Exercise aim: Pick out each line in these entries that contains the string "styles".

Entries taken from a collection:
......

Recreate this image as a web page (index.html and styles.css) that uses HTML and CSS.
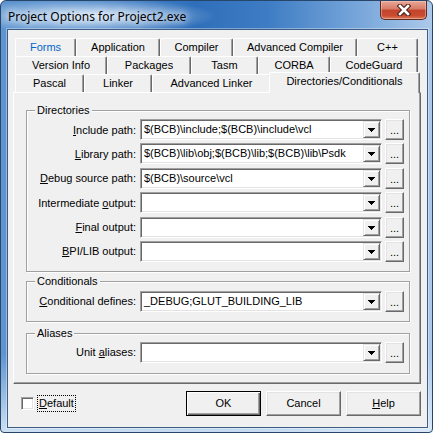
FILE: index.html
```html
<!DOCTYPE html>
<html>
<head>
<meta charset="utf-8">
<link rel="stylesheet" href="styles.css">
</head>
<body>
<div class="window">
  <div class="titlebar">
    <span class="title">Project Options for Project2.exe</span>
    <div class="close">
      <svg width="14" height="12" viewBox="0 0 14 12">
        <path d="M3 2 L11 10 M11 2 L3 10" stroke="#4a1c14" stroke-width="4.6" stroke-linecap="square" fill="none"/>
        <path d="M3 2 L11 10 M11 2 L3 10" stroke="#ffffff" stroke-width="2.6" stroke-linecap="square" fill="none"/>
      </svg>
    </div>
  </div>
  <div class="client">
    <div class="tabs">
      <div class="tabrow r1">
        <div class="tab hot">Forms</div>
        <div class="tab">Application</div>
        <div class="tab">Compiler</div>
        <div class="tab">Advanced Compiler</div>
        <div class="tab">C++</div>
      </div>
      <div class="tabrow r2">
        <div class="tab">Version Info</div>
        <div class="tab">Packages</div>
        <div class="tab">Tasm</div>
        <div class="tab">CORBA</div>
        <div class="tab">CodeGuard</div>
      </div>
      <div class="tabrow r3">
        <div class="tab">Pascal</div>
        <div class="tab">Linker</div>
        <div class="tab">Advanced Linker</div>
        <div class="tab sel">Directories/Conditionals</div>
      </div>
    </div>
    <div class="page">
      <div class="group">
        <div class="group-title">Directories</div>
        <div class="fields">
          <div class="field">
            <label><u>I</u>nclude path:</label>
            <div class="combo"><span class="val">$(BCB)\include;$(BCB)\include\vcl</span><span class="drop"><svg width="7" height="4" viewBox="0 0 7 4"><path d="M0 0h7v1h-1v1h-1v1h-1v1h-1v-1h-1v-1h-1v-1h-1z" fill="#000"/></svg></span></div>
            <div class="ell">...</div>
          </div>
          <div class="field">
            <label><u>L</u>ibrary path:</label>
            <div class="combo"><span class="val">$(BCB)\lib\obj;$(BCB)\lib;$(BCB)\lib\Psdk</span><span class="drop"><svg width="7" height="4" viewBox="0 0 7 4"><path d="M0 0h7v1h-1v1h-1v1h-1v1h-1v-1h-1v-1h-1v-1h-1z" fill="#000"/></svg></span></div>
            <div class="ell">...</div>
          </div>
          <div class="field">
            <label><u>D</u>ebug source path:</label>
            <div class="combo"><span class="val">$(BCB)\source\vcl</span><span class="drop"><svg width="7" height="4" viewBox="0 0 7 4"><path d="M0 0h7v1h-1v1h-1v1h-1v1h-1v-1h-1v-1h-1v-1h-1z" fill="#000"/></svg></span></div>
            <div class="ell">...</div>
          </div>
          <div class="field">
            <label>Intermediate <u>o</u>utput:</label>
            <div class="combo"><span class="val"></span><span class="drop"><svg width="7" height="4" viewBox="0 0 7 4"><path d="M0 0h7v1h-1v1h-1v1h-1v1h-1v-1h-1v-1h-1v-1h-1z" fill="#000"/></svg></span></div>
            <div class="ell">...</div>
          </div>
          <div class="field">
            <label><u>F</u>inal output:</label>
            <div class="combo"><span class="val"></span><span class="drop"><svg width="7" height="4" viewBox="0 0 7 4"><path d="M0 0h7v1h-1v1h-1v1h-1v1h-1v-1h-1v-1h-1v-1h-1z" fill="#000"/></svg></span></div>
            <div class="ell">...</div>
          </div>
          <div class="field">
            <label><u>B</u>PI/LIB output:</label>
            <div class="combo"><span class="val"></span><span class="drop"><svg width="7" height="4" viewBox="0 0 7 4"><path d="M0 0h7v1h-1v1h-1v1h-1v1h-1v-1h-1v-1h-1v-1h-1z" fill="#000"/></svg></span></div>
            <div class="ell">...</div>
          </div>
        </div>
      </div>
      <div class="group group-cond">
        <div class="group-title">Conditionals</div>
        <div class="fields">
          <div class="field">
            <label><u>C</u>onditional defines:</label>
            <div class="combo"><span class="val">_DEBUG;GLUT_BUILDING_LIB</span><span class="drop"><svg width="7" height="4" viewBox="0 0 7 4"><path d="M0 0h7v1h-1v1h-1v1h-1v1h-1v-1h-1v-1h-1v-1h-1z" fill="#000"/></svg></span></div>
            <div class="ell">...</div>
          </div>
        </div>
      </div>
      <div class="group group-alias">
        <div class="group-title">Aliases</div>
        <div class="fields">
          <div class="field">
            <label>Unit <u>a</u>liases:</label>
            <div class="combo"><span class="val"></span><span class="drop"><svg width="7" height="4" viewBox="0 0 7 4"><path d="M0 0h7v1h-1v1h-1v1h-1v1h-1v-1h-1v-1h-1v-1h-1z" fill="#000"/></svg></span></div>
            <div class="ell">...</div>
          </div>
        </div>
      </div>
    </div>
    <div class="footer">
      <div class="check">
        <span class="box"></span>
        <span class="focus"><u>D</u>efault</span>
      </div>
      <div class="buttons">
        <div class="btn default">OK</div>
        <div class="btn">Cancel</div>
        <div class="btn"><u>H</u>elp</div>
      </div>
    </div>
  </div>
</div>
</body>
</html>
```
FILE: styles.css
```css
* { box-sizing: border-box; }
html, body { margin: 0; padding: 0; }
body {
  width: 433px;
  height: 433px;
  overflow: hidden;
  background: #ffffff;
  font: 11px "Liberation Sans", Arial, sans-serif;
  color: #000;
}
.window {
  width: 433px;
  height: 433px;
  border: 1px solid #27466a;
  border-radius: 6px 6px 4px 4px;
  display: flex;
  flex-direction: column;
  padding: 0 4px 4px 6px;
  background:
    radial-gradient(ellipse 125px 18px at 90px 15px, rgba(228,239,251,0.95), rgba(228,239,251,0) 100%),
    linear-gradient(to bottom, rgba(255,255,255,0) 82%, rgba(225,238,250,0.85) 100%),
    linear-gradient(to right, #5f95d0 0%, #4a86c8 18%, #2f6fba 45%, #3e7dc4 62%, #80acdd 86%, #acc9ea 100%);
}
.titlebar {
  height: 28px;
  display: flex;
  align-items: flex-start;
  flex: none;
}
.title {
  margin: 7px 0 0 1px;
  line-height: 16px;
  font: 12px "Noto Sans", "DejaVu Sans", sans-serif;
  color: #000;
  text-shadow: 0 0 6px #e8f1fb, 0 0 10px #e8f1fb;
}
.close {
  margin-left: auto;
  margin-right: 1px;
  width: 47px;
  height: 19px;
  border: 1px solid #5d2a22;
  border-top: none;
  border-radius: 0 0 5px 5px;
  background: linear-gradient(to bottom, #e8a896 0%, #d77a66 45%, #c2442d 50%, #c84a30 80%, #dc7a58 100%);
  box-shadow: inset 0 0 0 1px rgba(255,210,200,0.45);
  display: flex;
  align-items: center;
  justify-content: center;
}
.client {
  flex: 1;
  border: 1px solid #3d5d84;
  box-shadow: 0 0 0 1px rgba(255,255,255,0.35);
  background: #f0f0f0;
  padding: 8px 6px 0 5px;
  display: flex;
  flex-direction: column;
}
.tabs {
  padding: 0 3px 0 2px;
}
.tabrow {
  display: grid;
  height: 18px;
}
.r1 { grid-template-columns: 61px 84px 73px 124px 61px; }
.r2 { grid-template-columns: 92px 84px 67px 72px 88px; }
.r3 { grid-template-columns: 69px 68px 119px 147px; }
.tab {
  border-top: 1px solid #fff;
  border-left: 1px solid #fff;
  border-right: 1px solid #696969;
  box-shadow: inset -1px 0 #a0a0a0;
  border-radius: 2px 2px 0 0;
  background: #f0f0f0;
  text-align: center;
  line-height: 16px;
  white-space: nowrap;
}
.tab.hot { color: #0066cc; }
.tab.sel {
  margin: -2px -2px -1px -2px;
  position: relative;
  z-index: 1;
  line-height: 17px;
}
.page {
  height: 292px;
  border-top: 1px solid #fff;
  border-left: 1px solid #fff;
  border-right: 1px solid #696969;
  border-bottom: 1px solid #696969;
  box-shadow: inset -1px -1px #a0a0a0;
  padding: 17px 10px 0 12px;
}
.group {
  border: 1px solid #a0a0a0;
  box-shadow: inset 1px 1px #fff, 1px 1px #fff;
  padding: 0 5px 9px 0;
  margin-bottom: 9px;
}
.group-alias { margin-top: 11px; padding-bottom: 10px; }
.group-title {
  width: fit-content;
  margin: -7px 0 0 8px;
  padding: 0 2px;
  background: #f0f0f0;
  line-height: 13px;
}
.fields {
  display: flex;
  flex-direction: column;
  gap: 3.4px;
  margin-top: 2px;
}
.group-cond .fields { margin-top: 3px; }
.field {
  display: flex;
  align-items: center;
  height: 21px;
}
.field label {
  flex: 1;
  text-align: right;
  padding-right: 4px;
  white-space: nowrap;
}
.combo {
  width: 242px;
  height: 21px;
  border: 1px solid;
  border-color: #a0a0a0 #fff #fff #a0a0a0;
  box-shadow: inset 1px 1px #696969, inset -1px -1px #e3e3e3;
  background: #fff;
  padding: 1px;
  display: flex;
}
.val {
  flex: 1;
  padding-left: 2px;
  line-height: 17px;
  white-space: nowrap;
  overflow: hidden;
}
.drop {
  width: 17px;
  height: 17px;
  border: 1px solid;
  border-color: #e3e3e3 #696969 #696969 #e3e3e3;
  box-shadow: inset 1px 1px #fff, inset -1px -1px #a0a0a0;
  background: #f0f0f0;
  display: flex;
  align-items: center;
  justify-content: center;
}
.drop svg { shape-rendering: crispEdges; margin-top: 1px; }
.ell {
  width: 19px;
  height: 21px;
  margin-left: 3px;
  border: 1px solid;
  border-color: #fff #696969 #696969 #fff;
  box-shadow: inset -1px -1px #a0a0a0, inset 1px 1px #e3e3e3;
  background: #f0f0f0;
  text-align: center;
  line-height: 20px;
}
.footer {
  display: flex;
  align-items: center;
  height: 25px;
  margin-top: 7px;
}
.check {
  display: flex;
  align-items: center;
  margin-left: 8px;
}
.box {
  width: 13px;
  height: 13px;
  border: 1px solid;
  border-color: #a0a0a0 #fff #fff #a0a0a0;
  box-shadow: inset 1px 1px #696969, inset -1px -1px #e3e3e3;
  background: #fff;
}
.focus {
  margin-left: 3px;
  border: 1px dotted #000;
  padding: 0 1px;
  line-height: 15px;
}
.buttons {
  margin-left: auto;
  display: flex;
  gap: 5px;
}
.btn {
  width: 75px;
  height: 25px;
  border: 1px solid;
  border-color: #fff #696969 #696969 #fff;
  box-shadow: inset -1px -1px #a0a0a0, inset 1px 1px #e3e3e3;
  background: #f0f0f0;
  text-align: center;
  line-height: 23px;
}
.btn.default {
  border-color: #000;
  box-shadow: inset 1px 1px #fff, inset -1px -1px #696969, inset -2px -2px #a0a0a0;
  line-height: 23px;
}
```
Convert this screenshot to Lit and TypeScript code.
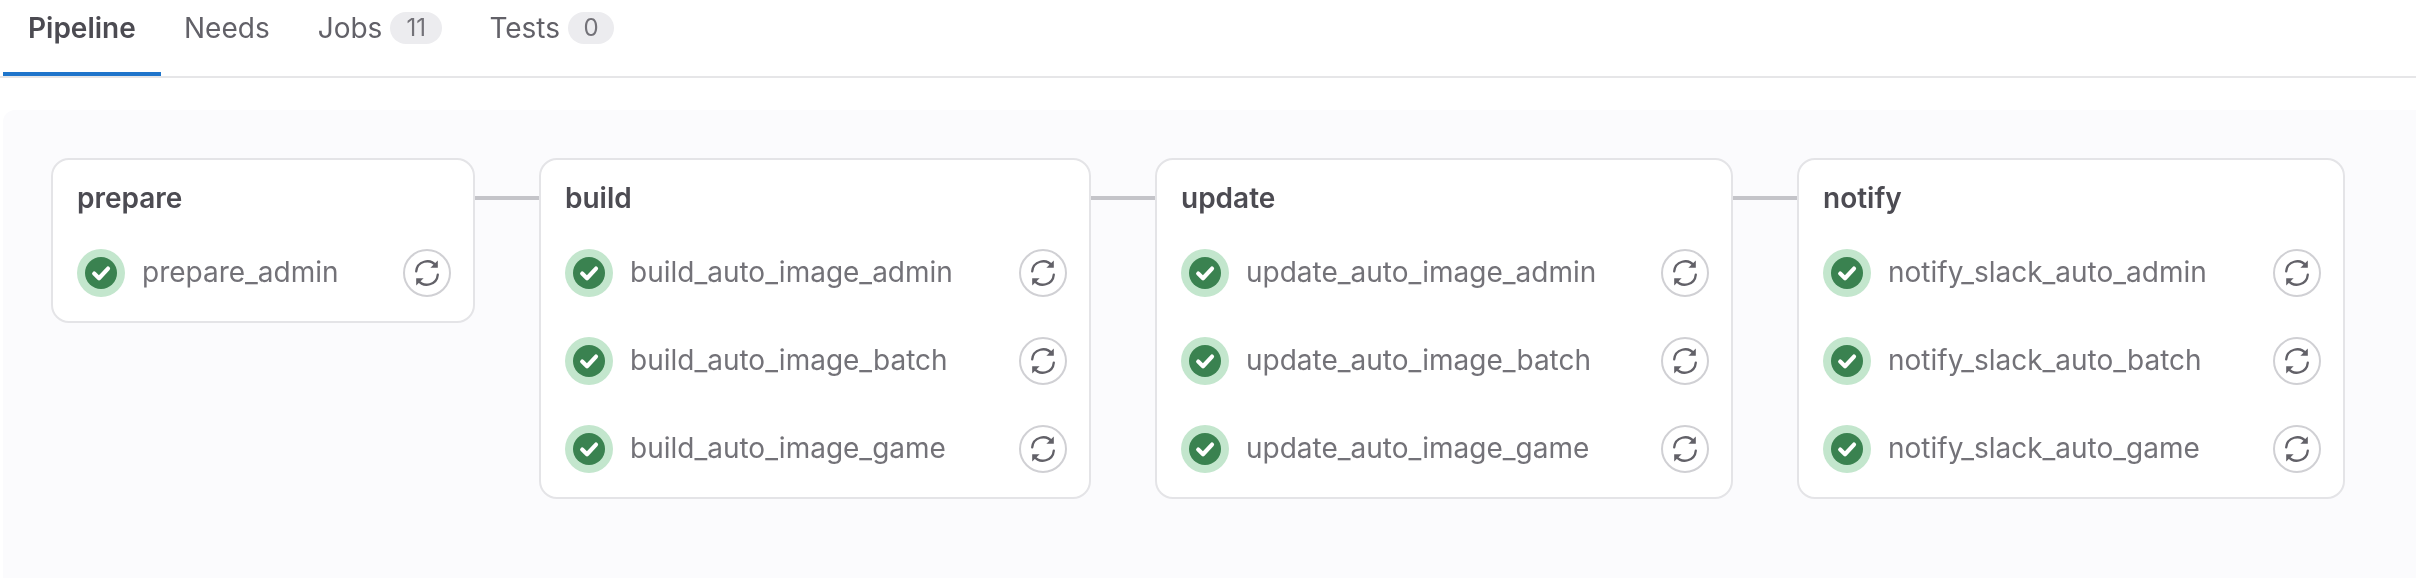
import { LitElement, html, css, svg } from "lit";
import { customElement } from "lit/decorators.js";

const STAGES = [
  { name: "prepare", width: 424, jobs: ["prepare_admin"] },
  { name: "build", width: 552, jobs: ["build_auto_image_admin", "build_auto_image_batch", "build_auto_image_game"] },
  { name: "update", width: 578, jobs: ["update_auto_image_admin", "update_auto_image_batch", "update_auto_image_game"] },
  { name: "notify", width: 548, jobs: ["notify_slack_auto_admin", "notify_slack_auto_batch", "notify_slack_auto_game"] },
];

const check = svg`<path d="M4.6 8.3 7 10.6 11.5 5.8" fill="none" stroke="#fff" stroke-width="2.1" stroke-linecap="round" stroke-linejoin="round"/>`;
const retry = svg`
  <path d="M2.6 7.2A5.5 5.5 0 0 1 12.5 4.4" fill="none" stroke="currentColor" stroke-width="1.15" stroke-linecap="round"/>
  <path d="M13.4 1.7V5.4H9.7Z" fill="currentColor"/>
  <path d="M13.4 8.8A5.5 5.5 0 0 1 3.5 11.6" fill="none" stroke="currentColor" stroke-width="1.15" stroke-linecap="round"/>
  <path d="M2.6 14.3V10.6H6.3Z" fill="currentColor"/>`;

@customElement("app-root")
export class AppRoot extends LitElement {
  static styles = css`
    :host {
      display: block;
      width: 2416px;
      height: 578px;
      overflow: hidden;
      background: #fff;
      font-family: Inter, "Noto Sans", sans-serif;
      color: #4c4b52;
      filter: blur(0.6px);
    }
    .tabs {
      display: flex;
      height: 78px;
      box-sizing: border-box;
      border-bottom: 2px solid #e6e6e8;
      padding-left: 3px;
    }
    .tab {
      display: flex;
      align-items: flex-start;
      height: 76px;
      padding: 0 24px;
      font-size: 28px;
      line-height: 56px;
      color: #626168;
      gap: 8px;
      white-space: nowrap;
    }
    .tab.needs { padding-left: 23px; }
    .tab.jobs-tab { padding-right: 23px; }
    .tab.active {
      box-sizing: border-box;
      width: 158px;
      padding: 0 0 0 25px;
      color: #4c4b52;
      font-weight: 600;
      box-shadow: inset 0 -4px 0 #1f75cb;
    }
    .badge {
      margin-top: 12px;
      height: 32px;
      line-height: 32px;
      border-radius: 16px;
      background: #ececef;
      font-size: 24px;
      text-align: center;
      color: #737278;
    }
    .b11 { width: 52px; }
    .b0 { width: 46px; }
    .panel {
      margin: 32px 0 0 3px;
      height: 468px;
      box-sizing: border-box;
      background: #fbfbfd;
      border-radius: 12px 0 0 0;
      padding: 48px 0 0 48px;
      display: flex;
      align-items: flex-start;
    }
    .stage {
      flex: none;
      box-sizing: border-box;
      background: #fff;
      border: 2px solid #e4e4e7;
      border-radius: 18px;
      padding: 18px 22px 24px 24px;
    }
    .title {
      font-size: 28px;
      font-weight: 600;
      line-height: 40px;
      padding-bottom: 31px;
      color: #4c4b52;
    }
    .jobs {
      display: flex;
      flex-direction: column;
      gap: 40px;
    }
    .job {
      display: flex;
      align-items: center;
      height: 48px;
    }
    .status {
      flex: none;
      width: 48px;
      height: 48px;
      margin-right: 17px;
    }
    .name {
      flex: 1;
      font-size: 28px;
      line-height: 34px;
      padding-bottom: 2px;
      color: #737278;
      white-space: nowrap;
    }
    .retry {
      flex: none;
      box-sizing: border-box;
      width: 48px;
      height: 48px;
      border: 2px solid #d0d0d4;
      border-radius: 50%;
      display: flex;
      align-items: center;
      justify-content: center;
      color: #626168;
    }
    .retry svg { width: 32px; height: 32px; }
    .link {
      flex: none;
      width: 64px;
      height: 4px;
      margin-top: 38px;
      background: #c4c4c9;
    }
  `;

  render() {
    return html`
      <div class="tabs">
        <div class="tab active">Pipeline</div>
        <div class="tab needs">Needs</div>
        <div class="tab jobs-tab">Jobs <span class="badge b11">11</span></div>
        <div class="tab">Tests <span class="badge b0">0</span></div>
      </div>
      <div class="panel">
        ${STAGES.map(
          (s, i) => html`
            ${i > 0 ? html`<div class="link"></div>` : ""}
            <div class="stage" style="width:${s.width}px">
              <div class="title">${s.name}</div>
              <div class="jobs">
                ${s.jobs.map(
                  (j) => html`
                    <div class="job">
                      <svg class="status" viewBox="0 0 48 48">
                        <circle cx="24" cy="24" r="24" fill="#c3e6cd"></circle>
                        <circle cx="24" cy="24" r="16" fill="#3a8250"></circle>
                        <svg x="8" y="8" width="32" height="32" viewBox="0 0 16 16">${check}</svg>
                      </svg>
                      <span class="name">${j}</span>
                      <span class="retry"><svg viewBox="0 0 16 16">${retry}</svg></span>
                    </div>
                  `
                )}
              </div>
            </div>
          `
        )}
      </div>
    `;
  }
}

......

Exercise answer:
Recreate this image as a web page (index.html and styles.css) that uses HTML and CSS.
<link rel="stylesheet" href="styles.css">
FILE: styles.css
  static styles = css`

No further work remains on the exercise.